§ WHAT YOU SHOULD DO: Find each line containing the string "React" and return it.

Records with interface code
▶
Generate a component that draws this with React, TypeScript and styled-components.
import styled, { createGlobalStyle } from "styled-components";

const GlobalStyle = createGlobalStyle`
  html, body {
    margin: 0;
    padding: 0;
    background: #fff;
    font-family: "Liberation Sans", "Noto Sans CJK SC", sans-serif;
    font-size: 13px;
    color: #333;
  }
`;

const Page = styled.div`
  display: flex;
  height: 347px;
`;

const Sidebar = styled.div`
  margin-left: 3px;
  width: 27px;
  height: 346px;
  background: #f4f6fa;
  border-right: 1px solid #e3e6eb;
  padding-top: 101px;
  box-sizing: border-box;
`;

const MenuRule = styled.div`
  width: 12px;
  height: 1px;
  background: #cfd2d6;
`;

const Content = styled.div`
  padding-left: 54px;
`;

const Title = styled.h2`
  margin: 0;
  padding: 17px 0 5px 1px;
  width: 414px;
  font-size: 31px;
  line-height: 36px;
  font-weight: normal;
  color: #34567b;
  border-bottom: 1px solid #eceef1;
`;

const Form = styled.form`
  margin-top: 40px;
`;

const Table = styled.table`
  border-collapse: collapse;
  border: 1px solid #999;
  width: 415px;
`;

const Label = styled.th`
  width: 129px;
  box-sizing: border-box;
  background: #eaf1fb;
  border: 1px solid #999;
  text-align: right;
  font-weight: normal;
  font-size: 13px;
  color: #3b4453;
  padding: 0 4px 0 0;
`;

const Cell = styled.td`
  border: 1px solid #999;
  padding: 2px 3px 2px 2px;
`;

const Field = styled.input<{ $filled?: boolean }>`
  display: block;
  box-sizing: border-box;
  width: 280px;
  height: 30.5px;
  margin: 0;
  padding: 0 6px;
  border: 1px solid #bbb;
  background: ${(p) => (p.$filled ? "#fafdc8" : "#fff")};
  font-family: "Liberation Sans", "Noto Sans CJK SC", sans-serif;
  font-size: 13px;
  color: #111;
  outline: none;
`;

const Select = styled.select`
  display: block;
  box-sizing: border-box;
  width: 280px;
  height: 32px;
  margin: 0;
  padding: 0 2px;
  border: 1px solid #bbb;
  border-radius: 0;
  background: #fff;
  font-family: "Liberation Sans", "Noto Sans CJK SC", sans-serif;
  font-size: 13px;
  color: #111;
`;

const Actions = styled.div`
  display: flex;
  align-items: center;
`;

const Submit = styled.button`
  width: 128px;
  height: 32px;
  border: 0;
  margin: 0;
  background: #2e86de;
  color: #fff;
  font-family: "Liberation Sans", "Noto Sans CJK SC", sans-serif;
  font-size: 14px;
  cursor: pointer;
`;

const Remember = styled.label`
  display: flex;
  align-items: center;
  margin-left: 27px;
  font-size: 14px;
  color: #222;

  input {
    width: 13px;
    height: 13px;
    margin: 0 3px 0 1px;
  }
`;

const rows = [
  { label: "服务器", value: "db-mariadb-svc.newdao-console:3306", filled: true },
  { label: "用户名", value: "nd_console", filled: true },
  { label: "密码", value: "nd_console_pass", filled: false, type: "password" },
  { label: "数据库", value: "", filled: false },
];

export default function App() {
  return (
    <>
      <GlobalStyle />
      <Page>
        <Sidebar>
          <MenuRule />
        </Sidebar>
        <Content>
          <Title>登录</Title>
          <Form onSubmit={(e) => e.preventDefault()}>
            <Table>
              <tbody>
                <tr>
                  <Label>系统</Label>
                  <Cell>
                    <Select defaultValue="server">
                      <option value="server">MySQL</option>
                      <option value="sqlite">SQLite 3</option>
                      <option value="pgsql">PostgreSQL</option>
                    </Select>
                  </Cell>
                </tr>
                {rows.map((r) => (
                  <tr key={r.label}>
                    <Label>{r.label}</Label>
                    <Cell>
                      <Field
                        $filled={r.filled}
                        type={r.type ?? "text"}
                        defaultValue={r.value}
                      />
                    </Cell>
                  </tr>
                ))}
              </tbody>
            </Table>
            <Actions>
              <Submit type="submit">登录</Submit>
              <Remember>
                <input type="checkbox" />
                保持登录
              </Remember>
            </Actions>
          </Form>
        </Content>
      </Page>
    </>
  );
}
◀
▶
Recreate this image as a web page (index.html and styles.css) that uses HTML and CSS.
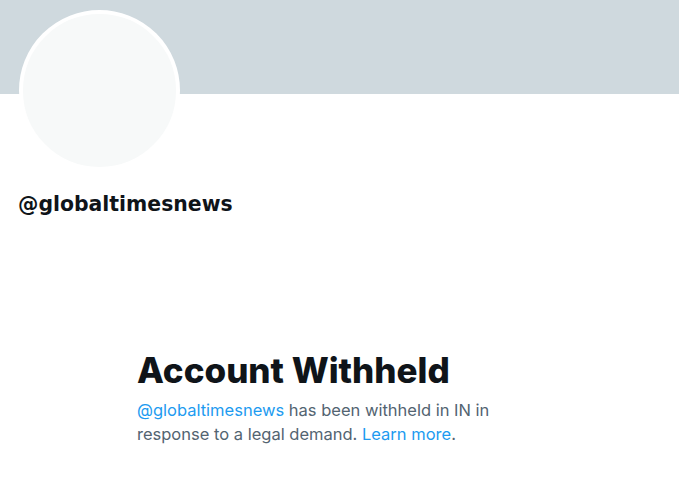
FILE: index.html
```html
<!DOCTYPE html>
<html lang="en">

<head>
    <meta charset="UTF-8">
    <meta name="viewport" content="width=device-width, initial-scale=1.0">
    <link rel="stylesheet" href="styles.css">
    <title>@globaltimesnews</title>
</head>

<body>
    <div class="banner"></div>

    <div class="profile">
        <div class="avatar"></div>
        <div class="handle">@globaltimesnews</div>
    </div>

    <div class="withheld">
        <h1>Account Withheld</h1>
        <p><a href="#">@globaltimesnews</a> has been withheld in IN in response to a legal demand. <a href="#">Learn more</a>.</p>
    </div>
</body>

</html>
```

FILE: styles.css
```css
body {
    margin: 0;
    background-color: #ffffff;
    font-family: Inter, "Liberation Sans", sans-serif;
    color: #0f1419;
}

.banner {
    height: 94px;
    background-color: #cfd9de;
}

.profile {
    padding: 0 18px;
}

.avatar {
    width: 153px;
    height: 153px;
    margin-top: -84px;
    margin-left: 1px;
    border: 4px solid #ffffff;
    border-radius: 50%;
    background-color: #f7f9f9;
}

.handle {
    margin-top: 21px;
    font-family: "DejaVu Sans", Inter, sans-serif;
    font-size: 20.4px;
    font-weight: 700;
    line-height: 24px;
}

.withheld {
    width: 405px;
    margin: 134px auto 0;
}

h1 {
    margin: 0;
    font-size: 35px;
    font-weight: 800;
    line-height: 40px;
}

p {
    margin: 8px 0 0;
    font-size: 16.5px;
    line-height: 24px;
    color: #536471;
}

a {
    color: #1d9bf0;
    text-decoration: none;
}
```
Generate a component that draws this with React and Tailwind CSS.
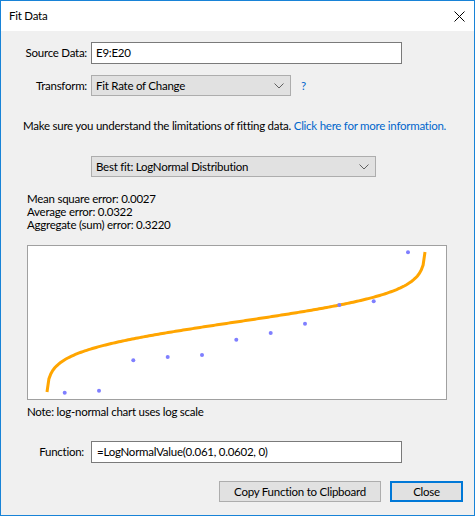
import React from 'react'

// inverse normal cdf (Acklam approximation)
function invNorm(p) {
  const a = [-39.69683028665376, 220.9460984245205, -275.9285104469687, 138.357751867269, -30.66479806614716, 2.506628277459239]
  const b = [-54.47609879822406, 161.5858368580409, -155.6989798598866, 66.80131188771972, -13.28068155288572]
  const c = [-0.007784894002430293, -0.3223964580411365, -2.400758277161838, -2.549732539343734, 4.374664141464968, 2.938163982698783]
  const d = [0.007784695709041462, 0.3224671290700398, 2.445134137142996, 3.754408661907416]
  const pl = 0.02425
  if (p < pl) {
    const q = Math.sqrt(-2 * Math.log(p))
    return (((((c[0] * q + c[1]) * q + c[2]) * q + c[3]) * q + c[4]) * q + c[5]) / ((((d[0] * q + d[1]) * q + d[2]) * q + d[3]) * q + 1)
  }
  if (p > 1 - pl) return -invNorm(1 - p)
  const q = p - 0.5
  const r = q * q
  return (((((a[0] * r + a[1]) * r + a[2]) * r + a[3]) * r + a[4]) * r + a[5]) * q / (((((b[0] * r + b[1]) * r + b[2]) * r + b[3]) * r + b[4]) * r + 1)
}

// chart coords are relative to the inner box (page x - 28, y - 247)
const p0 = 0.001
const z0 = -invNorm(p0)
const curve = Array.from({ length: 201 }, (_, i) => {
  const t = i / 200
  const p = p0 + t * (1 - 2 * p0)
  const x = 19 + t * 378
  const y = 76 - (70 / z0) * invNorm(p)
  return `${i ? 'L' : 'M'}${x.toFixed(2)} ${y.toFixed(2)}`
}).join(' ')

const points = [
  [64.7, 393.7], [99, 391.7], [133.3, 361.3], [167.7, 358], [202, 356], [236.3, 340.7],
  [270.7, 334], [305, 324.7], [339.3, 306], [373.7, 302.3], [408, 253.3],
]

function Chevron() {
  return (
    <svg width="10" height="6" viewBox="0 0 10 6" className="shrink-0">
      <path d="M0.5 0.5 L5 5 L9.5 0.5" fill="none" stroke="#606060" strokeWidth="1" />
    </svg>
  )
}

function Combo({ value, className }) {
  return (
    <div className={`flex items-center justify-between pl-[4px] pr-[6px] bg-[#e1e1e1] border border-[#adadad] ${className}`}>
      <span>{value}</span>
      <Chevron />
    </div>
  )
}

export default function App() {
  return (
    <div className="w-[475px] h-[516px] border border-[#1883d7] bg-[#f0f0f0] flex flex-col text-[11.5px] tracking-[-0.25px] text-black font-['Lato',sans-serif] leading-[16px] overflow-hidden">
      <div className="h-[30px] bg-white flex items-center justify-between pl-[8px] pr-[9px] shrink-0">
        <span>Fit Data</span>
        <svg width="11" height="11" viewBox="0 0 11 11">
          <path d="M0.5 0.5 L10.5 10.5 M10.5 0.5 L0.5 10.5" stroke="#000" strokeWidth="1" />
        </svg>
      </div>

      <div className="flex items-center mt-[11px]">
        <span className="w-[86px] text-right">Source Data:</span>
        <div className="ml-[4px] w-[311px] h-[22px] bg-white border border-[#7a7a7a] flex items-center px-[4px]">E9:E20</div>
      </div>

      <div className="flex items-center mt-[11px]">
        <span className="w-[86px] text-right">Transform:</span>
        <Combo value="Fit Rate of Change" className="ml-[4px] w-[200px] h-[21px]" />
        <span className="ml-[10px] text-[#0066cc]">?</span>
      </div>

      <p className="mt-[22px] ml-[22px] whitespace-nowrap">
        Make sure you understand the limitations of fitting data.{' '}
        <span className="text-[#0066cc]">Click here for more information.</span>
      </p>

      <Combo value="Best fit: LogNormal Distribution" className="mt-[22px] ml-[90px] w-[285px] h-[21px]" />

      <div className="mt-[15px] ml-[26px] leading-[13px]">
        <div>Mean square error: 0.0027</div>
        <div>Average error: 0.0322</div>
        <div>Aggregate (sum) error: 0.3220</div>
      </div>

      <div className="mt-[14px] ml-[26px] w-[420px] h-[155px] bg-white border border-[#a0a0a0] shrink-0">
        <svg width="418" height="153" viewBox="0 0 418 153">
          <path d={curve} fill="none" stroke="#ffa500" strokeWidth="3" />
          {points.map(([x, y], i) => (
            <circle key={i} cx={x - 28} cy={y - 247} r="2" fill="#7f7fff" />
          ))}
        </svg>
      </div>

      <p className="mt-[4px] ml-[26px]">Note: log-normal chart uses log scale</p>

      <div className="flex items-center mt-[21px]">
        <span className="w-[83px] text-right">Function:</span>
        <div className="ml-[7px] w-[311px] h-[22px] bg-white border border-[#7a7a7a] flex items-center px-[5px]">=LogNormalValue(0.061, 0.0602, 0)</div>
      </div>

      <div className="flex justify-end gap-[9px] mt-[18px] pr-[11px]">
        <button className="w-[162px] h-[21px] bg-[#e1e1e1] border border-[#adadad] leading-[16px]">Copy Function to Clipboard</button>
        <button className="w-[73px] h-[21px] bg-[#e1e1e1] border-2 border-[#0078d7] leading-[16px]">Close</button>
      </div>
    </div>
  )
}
◀
§ SOLUTION:
Generate a component that draws this with React, TypeScript and styled-components.
Generate a component that draws this with React and Tailwind CSS.
import React from 'react'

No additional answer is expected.